We could also try Hocon or something else. 3) We already have a query-formatter that we can use so that part is taken care of.

deusaquilus commented 2 years ago

More thoughts: 4) One way to do this would be to open a global file handle in MacroContextExt and just write to the file as calls to MacroContextExt.query come in. Unfortunately, this is very problematic because we have to deal with all sorts of low-level IO stuff: 1) What happens if the file handle goes away? 2) How do we know when to close the file? How to know when compilation has ended? 3) We want to do the file writes asychronously (ZStream?) in order to not slow down compilation with IO but then we have to deal with all the recovery use-cases.

This is why I think we should treat this as a logging problem.
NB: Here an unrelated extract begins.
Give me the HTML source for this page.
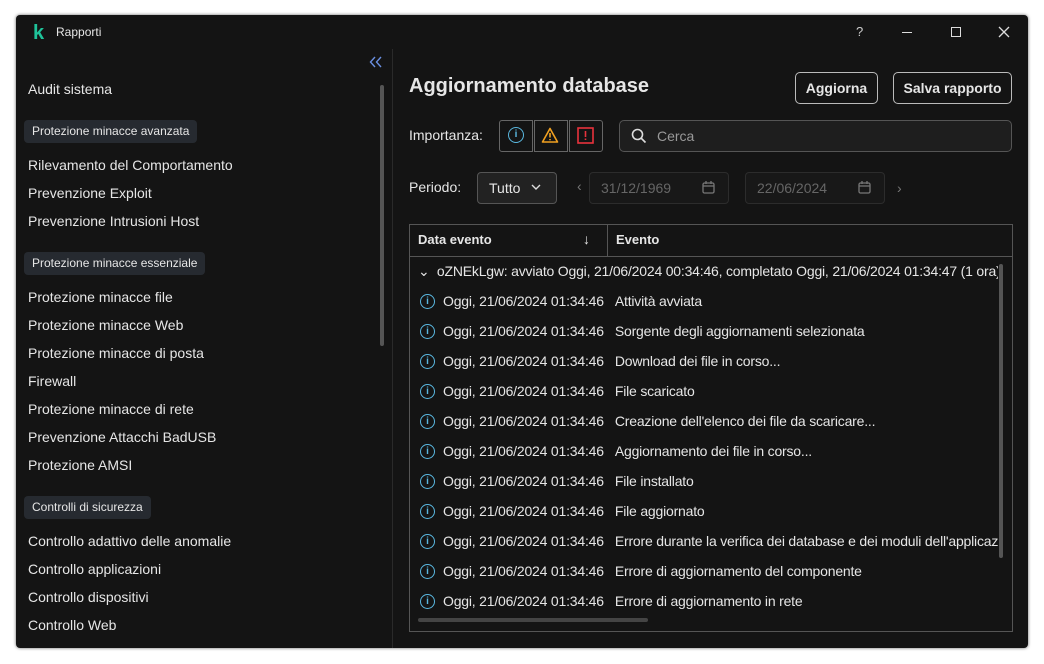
<!DOCTYPE html><html><head><style>
body{margin:0;width:1044px;height:664px;background:#fff;font-family:"Liberation Sans",sans-serif;color:#e6e6e6;position:relative;overflow:hidden}
.win{position:absolute;left:16px;top:15px;width:1012px;height:633px;background:#141414;border-radius:4px;box-shadow:0 0 3px rgba(0,0,0,.6)}
.a{position:absolute;white-space:nowrap}
.side div.i{position:absolute;left:12px;font-size:14px}
.tag{position:absolute;left:8px;background:#262a30;border-radius:4px;font-size:12px;padding:0 8px;height:23px;line-height:23px}
.btn{position:absolute;border:1px solid #bbb;border-radius:5px;font-weight:bold;font-size:14px;text-align:center;box-sizing:border-box}
.row{position:absolute;left:420px;font-size:14px;height:30px;line-height:30px;white-space:nowrap;letter-spacing:-0.2px}
.ic{display:inline-block;width:13px;height:13px;border:1.6px solid #5ab8e0;border-radius:50%;vertical-align:middle;margin-right:8px;position:relative;top:-1px;text-align:center;font-size:10px;line-height:13px;color:#5ab8e0;font-weight:bold;letter-spacing:0}
</style></head><body>
<div class="win">
<div class="a" style="left:17px;top:7px;color:#1fc39a;font-weight:bold;font-size:20px">k</div>
<div class="a" style="left:40px;top:10px;font-size:12px">Rapporti</div>
<div class="a" style="left:840px;top:9px;font-size:13px;color:#ccc">?</div>
<div class="a" style="left:886px;top:17px;width:10px;height:1px;background:#ddd"></div>
<div class="a" style="left:935px;top:12px;width:8px;height:8px;border:1.3px solid #ddd"></div>
<svg class="a" style="left:982px;top:11px" width="12" height="12"><path d="M1 1l10 10M11 1L1 11" stroke="#ddd" stroke-width="1.3"/></svg>
<svg class="a" style="left:353px;top:41px" width="14" height="12"><path d="M6 1L1.5 6 6 11M12 1L7.5 6 12 11" fill="none" stroke="#6a8fe0" stroke-width="1.4"/></svg>
<div class="a" style="left:376px;top:34px;width:1px;height:599px;background:#2a2a2a"></div>
<div class="a" style="left:364px;top:70px;width:4px;height:261px;background:#555;border-radius:2px"></div>
<div class="side">
<div class="i" style="top:66px">Audit sistema</div>
<div class="tag" style="top:105px">Protezione minacce avanzata</div>
<div class="i" style="top:142px">Rilevamento del Comportamento</div>
<div class="i" style="top:170px">Prevenzione Exploit</div>
<div class="i" style="top:198px">Prevenzione Intrusioni Host</div>
<div class="tag" style="top:237px">Protezione minacce essenziale</div>
<div class="i" style="top:274px">Protezione minacce file</div>
<div class="i" style="top:302px">Protezione minacce Web</div>
<div class="i" style="top:330px">Protezione minacce di posta</div>
<div class="i" style="top:358px">Firewall</div>
<div class="i" style="top:386px">Protezione minacce di rete</div>
<div class="i" style="top:414px">Prevenzione Attacchi BadUSB</div>
<div class="i" style="top:442px">Protezione AMSI</div>
<div class="tag" style="top:481px">Controlli di sicurezza</div>
<div class="i" style="top:518px">Controllo adattivo delle anomalie</div>
<div class="i" style="top:546px">Controllo applicazioni</div>
<div class="i" style="top:574px">Controllo dispositivi</div>
<div class="i" style="top:602px">Controllo Web</div>
</div>
</div>
<div class="a" style="left:409px;top:75px;font-size:20px;font-weight:bold">Aggiornamento database</div>
<div class="btn" style="left:795px;top:72px;width:83px;height:32px;line-height:30px">Aggiorna</div>
<div class="btn" style="left:893px;top:72px;width:119px;height:32px;line-height:30px">Salva rapporto</div>
<div class="a" style="left:409px;top:127px;font-size:14px">Importanza:</div>
<div class="a" style="left:499px;top:120px;width:32px;height:30px;border:1px solid #666;border-radius:3px 0 0 3px"></div>
<div class="a" style="left:534px;top:120px;width:32px;height:30px;border:1px solid #666"></div>
<div class="a" style="left:569px;top:120px;width:32px;height:30px;border:1px solid #666;border-radius:0 3px 3px 0"></div>
<div class="a" style="left:508px;top:127px"><span class="ic" style="width:14px;height:14px;line-height:14px">i</span></div>
<svg class="a" style="left:541px;top:127px" width="18" height="16"><path d="M9 1.5L16.5 15H1.5Z" fill="none" stroke="#f0a020" stroke-width="1.6" stroke-linejoin="round"/><path d="M9 6v4.5M9 12v1.2" stroke="#f0a020" stroke-width="1.6"/></svg>
<svg class="a" style="left:577px;top:127px" width="17" height="17"><rect x="1" y="1" width="15" height="15" fill="none" stroke="#e8323c" stroke-width="1.6"/><path d="M8.5 4v6M8.5 11.5v1.5" stroke="#e8323c" stroke-width="1.6"/></svg>
<div class="a" style="left:619px;top:120px;width:391px;height:30px;border:1px solid #555;border-radius:5px;background:#1e1e1e"></div>
<svg class="a" style="left:631px;top:128px" width="16" height="16"><circle cx="6.5" cy="6.5" r="5" fill="none" stroke="#ddd" stroke-width="1.6"/><path d="M10 10l4.5 4.5" stroke="#ddd" stroke-width="1.6"/></svg>
<div class="a" style="left:657px;top:128px;font-size:14px;color:#999">Cerca</div>
<div class="a" style="left:409px;top:179px;font-size:14px">Periodo:</div>
<div class="a" style="left:477px;top:172px;width:78px;height:30px;border:1px solid #555;border-radius:4px;background:#222"></div>
<div class="a" style="left:489px;top:180px;font-size:14px">Tutto</div>
<svg class="a" style="left:530px;top:183px" width="12" height="8"><path d="M2 2l4 4 4-4" fill="none" stroke="#ddd" stroke-width="1.4"/></svg>
<div class="a" style="left:577px;top:178px;color:#777;font-size:14px">‹</div>
<div class="a" style="left:589px;top:172px;width:138px;height:30px;border:1px solid #2c2c2c;border-radius:4px;background:#181818"></div>
<div class="a" style="left:601px;top:180px;font-size:14px;color:#666">31/12/1969</div>
<div class="a" style="left:745px;top:172px;width:138px;height:30px;border:1px solid #2c2c2c;border-radius:4px;background:#181818"></div>
<div class="a" style="left:757px;top:180px;font-size:14px;color:#666">22/06/2024</div>
<svg class="a" style="left:702px;top:181px" width="13" height="13"><rect x="1" y="2" width="11" height="10" rx="1.5" fill="none" stroke="#777" stroke-width="1.3"/><path d="M1 5h11M4 0v3M9 0v3" stroke="#777" stroke-width="1.3"/></svg>
<svg class="a" style="left:858px;top:181px" width="13" height="13"><rect x="1" y="2" width="11" height="10" rx="1.5" fill="none" stroke="#777" stroke-width="1.3"/><path d="M1 5h11M4 0v3M9 0v3" stroke="#777" stroke-width="1.3"/></svg>
<div class="a" style="left:897px;top:180px;color:#777;font-size:14px">›</div>
<div class="a" style="left:409px;top:224px;width:602px;height:406px;border:1px solid #555"></div>
<div class="a" style="left:410px;top:256px;width:602px;height:1px;background:#555"></div>
<div class="a" style="left:607px;top:225px;width:1px;height:31px;background:#555"></div>
<div class="a" style="left:418px;top:232px;font-size:13px;font-weight:bold">Data evento</div>
<div class="a" style="left:583px;top:231px;font-size:14px">↓</div>
<div class="a" style="left:616px;top:232px;font-size:13px;font-weight:bold">Evento</div>
<div class="a" style="left:999px;top:264px;width:4px;height:294px;background:#555;border-radius:2px"></div>
<div class="a" style="left:418px;top:618px;width:230px;height:4px;background:#444;border-radius:2px"></div>
<div style="position:absolute;left:410px;top:257px;width:588px;height:360px;overflow:hidden">
<div class="row" style="left:8px;top:0;height:28px;line-height:28px">⌄&nbsp;&nbsp;oZNEkLgw: avviato Oggi, 21/06/2024 00:34:46, completato Oggi, 21/06/2024 01:34:47 (1 ora)</div>
<div class="row" style="left:10px;top:29px"><span class="ic">i</span>Oggi, 21/06/2024 01:34:46&nbsp;&nbsp;&nbsp;Attività avviata</div>
<div class="row" style="left:10px;top:59px"><span class="ic">i</span>Oggi, 21/06/2024 01:34:46&nbsp;&nbsp;&nbsp;Sorgente degli aggiornamenti selezionata</div>
<div class="row" style="left:10px;top:89px"><span class="ic">i</span>Oggi, 21/06/2024 01:34:46&nbsp;&nbsp;&nbsp;Download dei file in corso...</div>
<div class="row" style="left:10px;top:119px"><span class="ic">i</span>Oggi, 21/06/2024 01:34:46&nbsp;&nbsp;&nbsp;File scaricato</div>
<div class="row" style="left:10px;top:149px"><span class="ic">i</span>Oggi, 21/06/2024 01:34:46&nbsp;&nbsp;&nbsp;Creazione dell'elenco dei file da scaricare...</div>
<div class="row" style="left:10px;top:179px"><span class="ic">i</span>Oggi, 21/06/2024 01:34:46&nbsp;&nbsp;&nbsp;Aggiornamento dei file in corso...</div>
<div class="row" style="left:10px;top:209px"><span class="ic">i</span>Oggi, 21/06/2024 01:34:46&nbsp;&nbsp;&nbsp;File installato</div>
<div class="row" style="left:10px;top:239px"><span class="ic">i</span>Oggi, 21/06/2024 01:34:46&nbsp;&nbsp;&nbsp;File aggiornato</div>
<div class="row" style="left:10px;top:269px"><span class="ic">i</span>Oggi, 21/06/2024 01:34:46&nbsp;&nbsp;&nbsp;Errore durante la verifica dei database e dei moduli dell'applicazione</div>
<div class="row" style="left:10px;top:299px"><span class="ic">i</span>Oggi, 21/06/2024 01:34:46&nbsp;&nbsp;&nbsp;Errore di aggiornamento del componente</div>
<div class="row" style="left:10px;top:329px"><span class="ic">i</span>Oggi, 21/06/2024 01:34:46&nbsp;&nbsp;&nbsp;Errore di aggiornamento in rete</div>
</div>
</body></html>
I.e. we need to have some kind of custom log-appender that writes entries in the log formats mentioned above into a file and let a logging framework take care of all the other thorny details. @adamgfraser Could we use zio-logging in order to do something like this?

adamgfraser commented 2 years ago

@deusaquilus Yes this seems like something that is perfect for logging and I must admit I have had the same thought as @lihaoyi-databricks regarding seeing the queries every time I compile.

guizmaii commented 2 years ago

I really like the idea. I see many advantages.

As Quill users, we could commit this file to Git which would allow us to track changes in the queries more easily. That would also allow us to review queries in PRs.

deusaquilus commented 2 years ago

I think we should go with XML. Anyone religiously opposed to using XML for this feature speak now or forever hold your peace!

reibitto commented 2 years ago

I was thinking outputting to an .sql file. Any metadata could be comments. There are downsides to this approach too, but there are no escaping or formatting issues. And you can run the outputted queries easily in many IDEs. For example, IntelliJ:

image

Inspired a bit from yesql (which also supports putting multiple queries in one file)

deusaquilus commented 2 years ago

I like this! Let's do it this way.

deusaquilus commented 2 years ago

Instructions to Solve

Okay, this is going to go into the ZIO hackathon so here's how to solve it (thanks @adamgfraser!). 1) Add zio-logging to the dependencies of quill-core. I.e. "dev.zio" %% "zio-logging" % "0.5.13". 2) Add the following to MacroContextExt.scala

  val env = {
    ZEnv.live >>>
      Logging.file(
        logLevel = LogLevel.Info,
        format = LogFormat.fromFunction((ctx, str) => {
          str
        }),
        destination = Paths.get("queries.sql")
      ) >>> Logging.withRootLoggerName("query-logger")
  }

  val runtime = Runtime.unsafeFromLayer(env)

Then in the query method, add the following:

runtime.unsafeRunAsync_(log.info(
        s"""
         |-- file: ${c.enclosingPosition.source.path}
         |-- line: ${c.enclosingPosition.line}
         |-- col: ${c.enclosingPosition.column}
         |-- time: ${ZonedDateTime.now().format(formatter)}
         |${idiom.format(queryString)}
         |""".stripMargin
      ))

This will do the actual logging when a query is encountered.

4) Also, it would be nice to be able to configure the file being used to log. In order to do that, add the following into Messages.scala:

private[getquill] def quillLogFile = cache("quill.log.file", LogToFile(variable("quill.log.file", "quill_log_file", LogToFile.Enabled("queries.txt"))))

  sealed trait LogToFile
  object LogToFile {
    case class Enabled(file: String) extends LogToFile
    case object Disabled
    def apply(switch: String) =
      switch.trim match {
        case "false" => Disabled
        case other => Enabled(other)
      }
  }

This setting is global so you can get it like this: Messages.quillLogFile.

5) Modify MacroContextExt to use this switch (i.e. log to the named file if enabled, otherwise don't log). 6) Write a simple unit test for it that just logs something to a file and checks that it's written. 7) You're done! Make sure it builds and create a PR!

tdrozdowski commented 2 years ago

I'll take a crack at this one.